Even though Boone's life ended, his legacy was just beginning. The Boone family stayed affluent and important for years to come in Missouri's history.
"Two of his relatives were involved in the Missouri convention, which created our first constitution. His son, Nathan, would go on to be involved with surveying projects. His son, Daniel Morgan, helped survey the site for Jefferson City. They're involved in multiple treaty negotiations with the Osage Nation," Van Booven said.
Lasting legacy

Daniel Boone is also used as a symbol of sorts for the forward push of Manifest Destiny in the formative years of United States history.
Daniel was buried with his wife Rebecca in a Marthasville cemetery and unbothered for a little more than a decade, until graverobbers paid a visit in the mid-1830s. Following that, the Boone family commissioned a local blacksmith and stone carver to produce new Missouri limestone grave markers.
Those headstones can be found today in Fayette, Missouri, at the Central Museum of History on the Central Methodist University Campus. Joseph Morris, a summer intern and local history teacher, said the new stones marked the Marthasville gravesites from 1836 to 1845 until they were disturbed again.

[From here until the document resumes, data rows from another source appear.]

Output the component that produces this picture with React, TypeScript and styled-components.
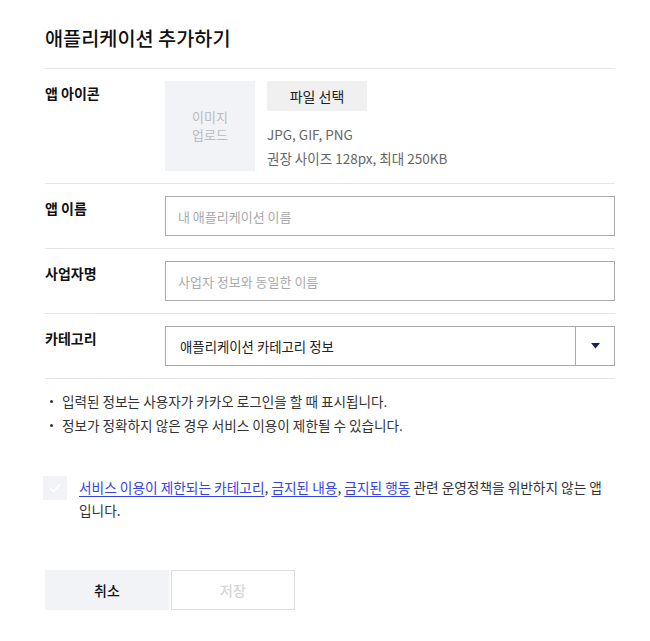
import React from "react";
import styled, { createGlobalStyle } from "styled-components";

const Global = createGlobalStyle`
  html, body { margin: 0; padding: 0; background: #fff; }
  body { font-family: "Noto Sans CJK KR", "Noto Sans", sans-serif; color: #222; }
  * { box-sizing: border-box; }
`;

const Page = styled.div`
  width: 650px;
  padding: 20px 35px 0 45px;
`;

const Title = styled.h1`
  margin: 0;
  font-size: 19.7px;
  font-weight: 500;
  line-height: 36px;
  padding-bottom: 12px;
  color: #111;
  border-bottom: 1px solid #e5e5e5;
`;

const Row = styled.div`
  display: grid;
  grid-template-columns: 120px 1fr;
  padding: 12px 0;
  border-bottom: 1px solid #e5e5e5;
`;

const Label = styled.div`
  font-size: 14px;
  font-weight: 700;
  color: #111;
  line-height: 24px;
`;

const IconArea = styled.div`
  display: flex;
  gap: 12px;
`;

const ImageBox = styled.div`
  width: 90px;
  height: 90px;
  background: #f2f3f7;
  color: #bbb;
  font-size: 13px;
  line-height: 18px;
  display: flex;
  align-items: center;
  justify-content: center;
  text-align: center;
`;

const FileCol = styled.div`
  display: flex;
  flex-direction: column;
`;

const FileButton = styled.button`
  width: 100px;
  height: 30px;
  border: none;
  background: #f0f0f0;
  font-family: inherit;
  font-size: 14px;
  color: #222;
  padding: 0;
  margin-bottom: 11px;
`;

const Hint = styled.div`
  font-size: 13.5px;
  color: #666;
  line-height: 24px;
`;

const TextInput = styled.input`
  width: 450px;
  height: 40px;
  border: 1px solid #aaa;
  padding: 0 12px;
  font-family: inherit;
  font-size: 13px;
  color: #222;
  outline: none;
  &::placeholder { color: #aaa; }
`;

const Select = styled.div`
  width: 450px;
  height: 40px;
  border: 1px solid #aaa;
  display: flex;
`;

const SelectValue = styled.div`
  flex: 1;
  padding: 0 14px;
  font-size: 13.4px;
  line-height: 38px;
  color: #222;
`;

const SelectArrow = styled.div`
  width: 39px;
  border-left: 1px solid #aaa;
  display: flex;
  align-items: center;
  justify-content: center;
`;

const Notes = styled.ul`
  margin: 0;
  padding: 10px 0 0 0;
  list-style: none;
`;

const Note = styled.li`
  position: relative;
  padding-left: 17px;
  font-size: 13.6px;
  line-height: 24px;
  color: #333;
  &::before {
    content: "";
    position: absolute;
    left: 5px;
    top: 11px;
    width: 3px;
    height: 3px;
    border-radius: 50%;
    background: #333;
  }
`;

const Agree = styled.div`
  display: flex;
  gap: 12px;
  margin-top: 39px;
  margin-left: -2px;
`;

const CheckBox = styled.div`
  flex: none;
  width: 24px;
  height: 24px;
  margin-top: 0px;
  background: #f2f3f7;
  display: flex;
  align-items: center;
  justify-content: center;
`;

const AgreeText = styled.div`
  font-size: 13.7px;
  line-height: 23px;
  color: #333;
  width: 534px;
  word-break: break-all;
`;

const Link = styled.a`
  color: #3443e6;
  text-decoration: underline;
  text-underline-offset: 3px;
`;

const Buttons = styled.div`
  display: flex;
  gap: 2px;
  margin-top: 48px;
`;

const Btn = styled.button<{ $primary?: boolean }>`
  width: 124px;
  height: 40px;
  font-family: inherit;
  font-size: 14px;
  font-weight: 500;
  padding: 0;
  border: 1px solid ${(p) => (p.$primary ? "#f2f3f7" : "#dcdcdc")};
  background: ${(p) => (p.$primary ? "#f2f3f7" : "#fff")};
  color: ${(p) => (p.$primary ? "#111" : "#d5d5d5")};
`;

export default function App() {
  return (
    <>
      <Global />
      <Page>
        <Title>애플리케이션 추가하기</Title>
        <Row>
          <Label>앱 아이콘</Label>
          <IconArea>
            <ImageBox>
              이미지
              <br />
              업로드
            </ImageBox>
            <FileCol>
              <FileButton>파일 선택</FileButton>
              <Hint>JPG, GIF, PNG</Hint>
              <Hint>권장 사이즈 128px, 최대 250KB</Hint>
            </FileCol>
          </IconArea>
        </Row>
        <Row>
          <Label>앱 이름</Label>
          <TextInput placeholder="내 애플리케이션 이름" />
        </Row>
        <Row>
          <Label>사업자명</Label>
          <TextInput placeholder="사업자 정보와 동일한 이름" />
        </Row>
        <Row>
          <Label>카테고리</Label>
          <Select>
            <SelectValue>애플리케이션 카테고리 정보</SelectValue>
            <SelectArrow>
              <svg width="9" height="6" viewBox="0 0 9 6">
                <path d="M0 0 H9 L4.5 5.5 Z" fill="#1b1f5e" />
              </svg>
            </SelectArrow>
          </Select>
        </Row>
        <Notes>
          <Note>입력된 정보는 사용자가 카카오 로그인을 할 때 표시됩니다.</Note>
          <Note>정보가 정확하지 않은 경우 서비스 이용이 제한될 수 있습니다.</Note>
        </Notes>
        <Agree>
          <CheckBox>
            <svg width="12" height="10" viewBox="0 0 12 10">
              <path d="M1 5 L4.5 8.5 L11 1.5" fill="none" stroke="#fff" strokeWidth="1.8" />
            </svg>
          </CheckBox>
          <AgreeText>
            <Link>서비스 이용이 제한되는 카테고리</Link>, <Link>금지된 내용</Link>,{" "}
            <Link>금지된 행동</Link> 관련 운영정책을 위반하지 않는 앱입니다.
          </AgreeText>
        </Agree>
        <Buttons>
          <Btn $primary>취소</Btn>
          <Btn>저장</Btn>
        </Buttons>
      </Page>
    </>
  );
}
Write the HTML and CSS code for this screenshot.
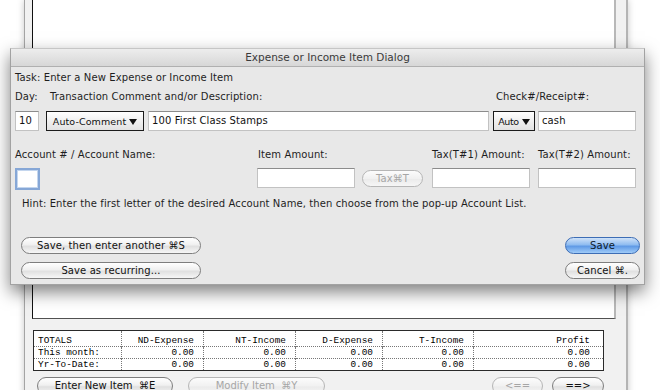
FILE: index.html
```html
<!DOCTYPE html>
<html lang="en">
<head>
    <meta charset="UTF-8">
    <title>Expense or Income Item Dialog</title>
    <link rel="stylesheet" href="styles.css">
</head>
<body>
    <div class="desktop">
        <div class="window">
            <div class="list"></div>

            <table class="totals">
                <colgroup>
                    <col style="width:88px"><col style="width:82px"><col style="width:92px">
                    <col style="width:87px"><col style="width:91px"><col style="width:130px">
                </colgroup>
                <tr class="head">
                    <td>TOTALS</td><td>ND-Expense</td><td>NT-Income</td><td>D-Expense</td><td>T-Income</td><td>Profit</td>
                </tr>
                <tr>
                    <td>This month:</td><td>0.00</td><td>0.00</td><td>0.00</td><td>0.00</td><td>0.00</td>
                </tr>
                <tr>
                    <td>Yr-To-Date:</td><td>0.00</td><td>0.00</td><td>0.00</td><td>0.00</td><td>0.00</td>
                </tr>
            </table>

            <div class="nav">
                <div class="pill nav-enter">Enter New Item &nbsp;⌘E</div>
                <div class="pill off nav-modify">Modify Item &nbsp;⌘Y</div>
                <div class="pill off nav-prev">&lt;==</div>
                <div class="pill nav-next">==&gt;</div>
            </div>
        </div>
    </div>

    <div class="dialog">
        <div class="titlebar">Expense or Income Item Dialog</div>
        <div class="dlg-body">
            <div class="task">Task: Enter a New Expense or Income Item</div>

            <div class="labels-1">
                <span class="l-day">Day:</span>
                <span class="l-desc">Transaction Comment and/or Description:</span>
                <span class="l-check">Check#/Receipt#:</span>
            </div>

            <div class="row-1">
                <div class="field f-day">10</div>
                <div class="popup f-comment">Auto-Comment<span class="arrow"></span></div>
                <div class="field f-desc">100 First Class Stamps</div>
                <div class="popup f-auto">Auto<span class="arrow"></span></div>
                <div class="field f-check">cash</div>
            </div>

            <div class="grid-2 labels-2">
                <span>Account # / Account Name:</span>
                <span>Item Amount:</span>
                <span></span>
                <span>Tax(T#1) Amount:</span>
                <span>Tax(T#2) Amount:</span>
            </div>

            <div class="grid-2 row-2">
                <div><div class="field focus"></div></div>
                <div class="field"></div>
                <div><div class="pill off tax-btn">Tax⌘T</div></div>
                <div><div class="field"></div></div>
                <div class="field"></div>
            </div>

            <div class="hint">Hint: Enter the first letter of the desired Account Name, then choose from the pop-up Account List.</div>

            <div class="actions">
                <div class="col-left">
                    <div class="pill wide">Save, then enter another ⌘S</div>
                    <div class="pill wide">Save as recurring...</div>
                </div>
                <div class="col-right">
                    <div class="pill default">Save</div>
                    <div class="pill">Cancel ⌘.</div>
                </div>
            </div>
        </div>
    </div>
</body>
</html>
```

FILE: styles.css
```css
* {
    box-sizing: border-box;
}
html, body {
    margin: 0;
    padding: 0;
}
body {
    width: 660px;
    height: 390px;
    overflow: hidden;
    position: relative;
    background: #fff;
    font-family: "DejaVu Sans", sans-serif;
    font-size: 10px;
    color: #1e1e1e;
}

/* window behind the dialog */
.desktop {
    height: 390px;
    padding-left: 24px;
}
.window {
    width: 604px;
    height: 400px;
    padding-left: 7px;
    background: #f1f1f1;
    border-left: 1px solid #a4a4a4;
    border-right: 2px solid #b4b4b4;
    box-shadow: 0 0 7px rgba(0, 0, 0, 0.22);
}
.list {
    width: 584px;
    height: 319px;
    background: #fff;
    border-left: 1px solid #111;
    border-right: 2px solid #b8b8b8;
    border-bottom: 1px solid #505050;
}

.totals {
    margin: 11px 0 0 1px;
    width: 571px;
    table-layout: fixed;
    border-collapse: collapse;
    border: 1px solid #2a2a2a;
    background: #fff;
    font-family: "Liberation Mono", monospace;
    font-size: 9.4px;
    color: #000;
}
.totals td {
    height: 12px;
    line-height: 11px;
    padding: 0 9px 0 4px;
    text-align: right;
    white-space: nowrap;
    border-left: 1px dotted #777;
    border-top: 1px dotted #777;
}
.totals td:first-child {
    text-align: left;
    border-left: none;
}
.totals td:last-child {
    padding-right: 13px;
}
.totals .head td {
    height: 16px;
    padding-top: 4px;
    border-top: none;
}

.nav {
    display: flex;
    margin-top: 6px;
    padding-left: 5px;
}
.nav-enter { width: 136px; }
.nav-modify { width: 137px; margin-left: 15px; }
.nav-prev { width: 51px; margin-left: 167px; }
.nav-next { width: 52px; margin-left: 9px; }

/* buttons */
.pill {
    height: 18px;
    line-height: 16px;
    border: 1px solid #7e7e7e;
    border-radius: 9px;
    background: linear-gradient(#ffffff, #f0f0f0 45%, #e0e0e0 55%, #f6f6f6);
    text-align: center;
    color: #111;
    white-space: nowrap;
}
.pill.off {
    color: #a6a6a6;
    border-color: #b6b6b6;
    background: linear-gradient(#fcfcfc, #f1f1f1 50%, #ebebeb 55%, #f6f6f6);
}
.pill.default {
    border-color: #3d6db5;
    background: linear-gradient(#cfe2f8, #8fbcf0 45%, #5f9ae6 55%, #9fcbf8);
    color: #0d1a2a;
}

/* dialog */
.dialog {
    position: absolute;
    left: 10px;
    top: 48px;
    width: 635px;
    height: 237px;
    background: #e8e8e8;
    border: 1px solid #a2a2a2;
    border-top-color: #c6c6c6;
    box-shadow: 0 7px 16px rgba(0, 0, 0, 0.5);
}
.titlebar {
    height: 18px;
    line-height: 17px;
    text-align: center;
    font-size: 10.5px;
    color: #3a3a3a;
    background: linear-gradient(#ededed, #d7d7d7);
    border-bottom: 1px solid #b0b0b0;
}
.dlg-body {
    padding: 4px 8px 0 4px;
    letter-spacing: 0.1px;
}
.task {
    height: 14px;
    line-height: 14px;
}

.labels-1 {
    display: flex;
    height: 14px;
    line-height: 14px;
    margin-top: 5px;
}
.l-day { width: 35px; }
.l-desc { flex: 1; }
.l-check { width: 140px; }

.field {
    height: 20px;
    line-height: 18px;
    padding-left: 3px;
    background: #fff;
    border: 1px solid #c2c2c2;
    border-top-color: #8c8c8c;
    color: #111;
}

.row-1 {
    display: flex;
    margin-top: 7px;
}
.f-day { width: 24px; }
.f-comment { width: 98px; margin-left: 7px; }
.f-desc { width: 341px; margin-left: 4px; }
.f-auto { width: 42px; margin-left: 4px; font-size: 9px; letter-spacing: -0.4px; }
.f-check { width: 98px; margin-left: 3px; }

.popup {
    height: 20px;
    line-height: 19px;
    border: 1px solid #1b1b1b;
    background: linear-gradient(#ffffff, #eeeeee 55%, #e2e2e2);
    text-align: center;
    font-size: 9.5px;
    color: #111;
}
.popup .arrow {
    display: inline-block;
    margin-left: 3px;
    border-left: 4.5px solid transparent;
    border-right: 4.5px solid transparent;
    border-top: 6px solid #111;
}

.grid-2 {
    display: grid;
    grid-template-columns: 242px 98px 77px 106px 98px;
}
.labels-2 {
    height: 14px;
    line-height: 14px;
    margin-top: 17px;
}
.labels-2 span:nth-child(2) { padding-left: 1px; }
.row-2 {
    margin-top: 6px;
    height: 22px;
}
.row-2 .field {
    width: 98px;
}
.row-2 .field.focus {
    width: 25px;
    height: 22px;
    border: 2px solid #86a7d6;
    box-shadow: inset 0 0 0 1px #c4d6ee;
}
.tax-btn {
    width: 61px;
    height: 17px;
    line-height: 15px;
    margin: 2px 0 0 7px;
}

.hint {
    height: 14px;
    line-height: 14px;
    margin-top: 7px;
    padding-left: 7px;
}

.actions {
    display: flex;
    justify-content: space-between;
    margin: 26px -4px 0 6px;
}
.col-left,
.col-right {
    display: flex;
    flex-direction: column;
    gap: 8px;
}
.col-left .pill {
    width: 180px;
    height: 17px;
    line-height: 15px;
}
.col-right .pill {
    width: 75px;
    height: 17px;
    line-height: 15px;
}
```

"The State of Kentucky sent a few representatives of the Frankfort Cemetery Commission to disinter the Boone couple and move them to the Frankfort City Cemetery, where they currently reside today," Morris said.
This move by Kentucky was the start of a dispute that spanned more than 150 years with the state of Missouri.
"Both cemeteries claim him, both cemeteries say that they are the rightful resting place of Daniel Boone. So it's a great big question mark, we really don't know where Daniel Boone is," Morris said.
Though legal proceedings have calmed since the 1990s, questions linger over communication with the Boone family about the bodies being moved, according to Morris. The only family member known to be present at the exhuming of the bodies in 1845 was Rebecca Bryan Boone's nephew, Marion McKinney. McKinney later confirmed the limestone markings' authenticity to the Central Museum, according to Morris.
Morris said the bodies were not properly exhumed either, with many of the bones for both Daniel and Rebecca being left behind.
"We know that, of the remains that they took femurs, ribs, skulls and the bones that were intact and stable enough to be transported," Morris said.
Once brought to Kentucky, it took the state 17 years to erect a formal monument in the Frankfort Cemetery for Daniel and Rebecca, and a lot happened during that period.
"The Frankfort City Cemetery received some pretty harsh shelling and artillery bombing during a battle during the Civil War, and the grave sites at Frankfort were grave robbed throughout the Civil War as well," Morris said. "The Boone family has been grave robbed at least three times that we know of."
The Marthasville limestone markings arrived at the Central Museum of History 120 years ago after being donated by friends of the Boone family from the Defiance area.
"These stones represent not only the last tangible touchstone that we have to an American archetype, but they also represent an opening chapter into his postmortem life," Morris said.
Daniel and Rebecca's original tombstones have never been recovered.
It doesn't take a person long to find some place or something influenced by Daniel Boone and his family in Missouri. The names of at least five counties in Mid-Missouri alone are influenced by Boone and his family.